Der Medienandrang ist enorm
«Die ersten vier Tage war noch die Kapo zuständig. Dann war der Kanton und ab Mitte September ich dran», sagt Anna Giacometti, «das Rathaus glich einem Ameisenhaufen. Auf allen Etagen bildeten sich provisorische Büros. Im Stundentakt gab es Sitzungen mit den Experten und Einsatzkräften. Feuerwehr, Militär, Tiefbauamt, Wiederaufbau, Sicherheit, Wasser, Strom, Infrastruktur, Zivilschutz, Tourismus, Kommunikation. Alles musste koordiniert werden.» Insgesamt 800 Menschen packen in den ersten Monaten in Bondo mit an.

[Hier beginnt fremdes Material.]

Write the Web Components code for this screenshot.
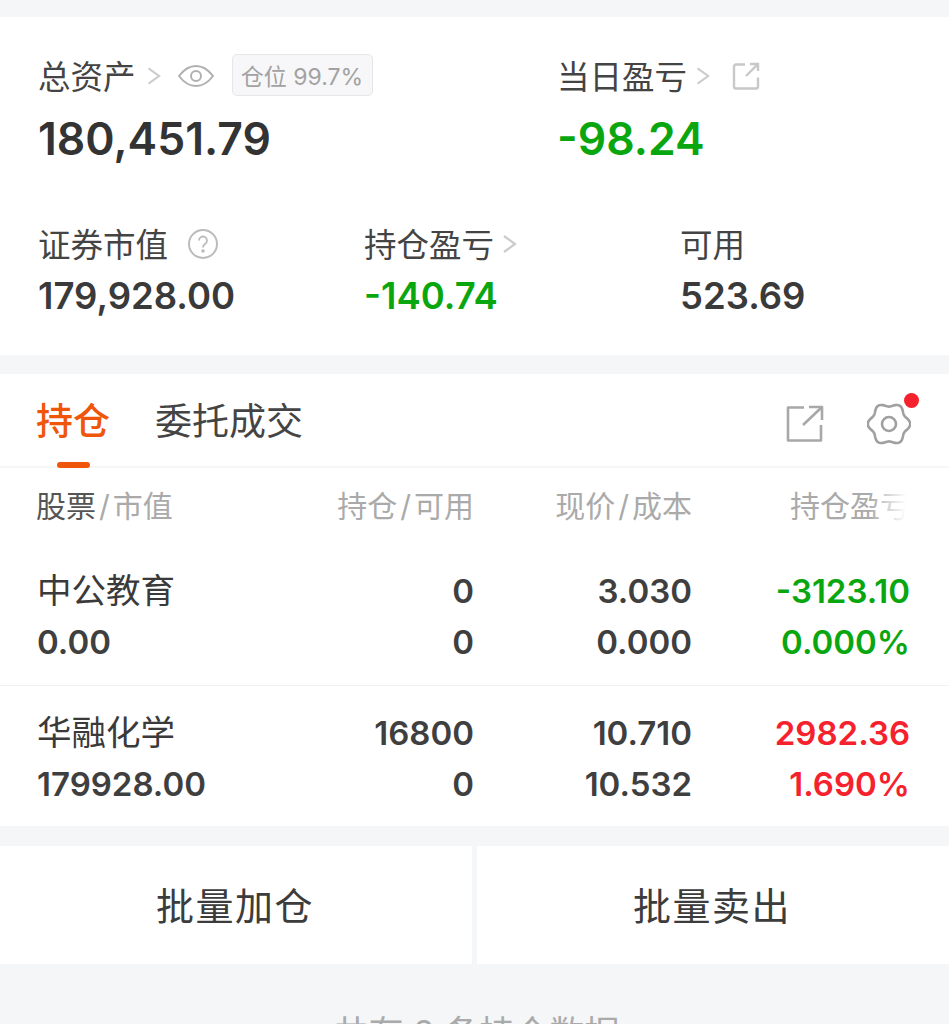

Der Medienandrang ist enorm. «Ich habe die Interviews nicht gezählt», sagt Anna Giacometti, «es waren Hunderte. Auf Deutsch, Italienisch, Französisch, Englisch.» Die gelernte Kauffrau mit Konsulatserfahrung in Bern, Lissabon und Mailand steht Rede und Antwort in einem Presse-Marathon.
Im Ort nennt man sie «La Madame»
Bis Mitte Dezember bleibt «Zuhause» ein Fremdwort. Dorthin sei sie nur noch zum Schlafen gegangen. «Meine Söhne leben in Zürich, und mein Mann hatte Verständnis», sagt Anna Giacometti.
Leicht sei ihr Job im Rathaus nie gewesen. Als Präsidentin des Regionalverbandes der fünf Bergeller Gemeinden von Promontogno bis Maloja trieb Giacometti die Fusion der Kommunen voran. 2010 übernahm sie die Führung der neuen Grossgemeinde. «Ich bin für Verwaltung und Finanzen zuständig. Und ich bin streng», sagt sie. In dieser Zeit erhält sie ihren Spitznamen: La Madame.
«Ich bin schon ein wenig müde»
Dass «Madame» auch die Ärmel hochkrempeln kann, beweist sie im Katastrophenjahr. Nie sei sie überfordert gewesen, sagt Giacometti. Aber gefordert. «Man entwickelt viel Kraft, wenn man muss. Der Dank ist das Vertrauen der Bewohner.»
Ein wenig müde sei sie, sagt Anna Giacometti, «ich sehne mich nach etwas Normalität. Ich würde gern das Arbeitspensum senken, Zeit mit meiner Familie verbringen, im Garten arbeiten.» Im nächsten Jahr sind wieder Gemeindewahlen. Wird die FDP-Politikerin wieder kandidieren? Das hänge vor allem vom Cengalo ab, sagt sie. Noch einmal so eine Katastrophe, das schaffe sie nicht.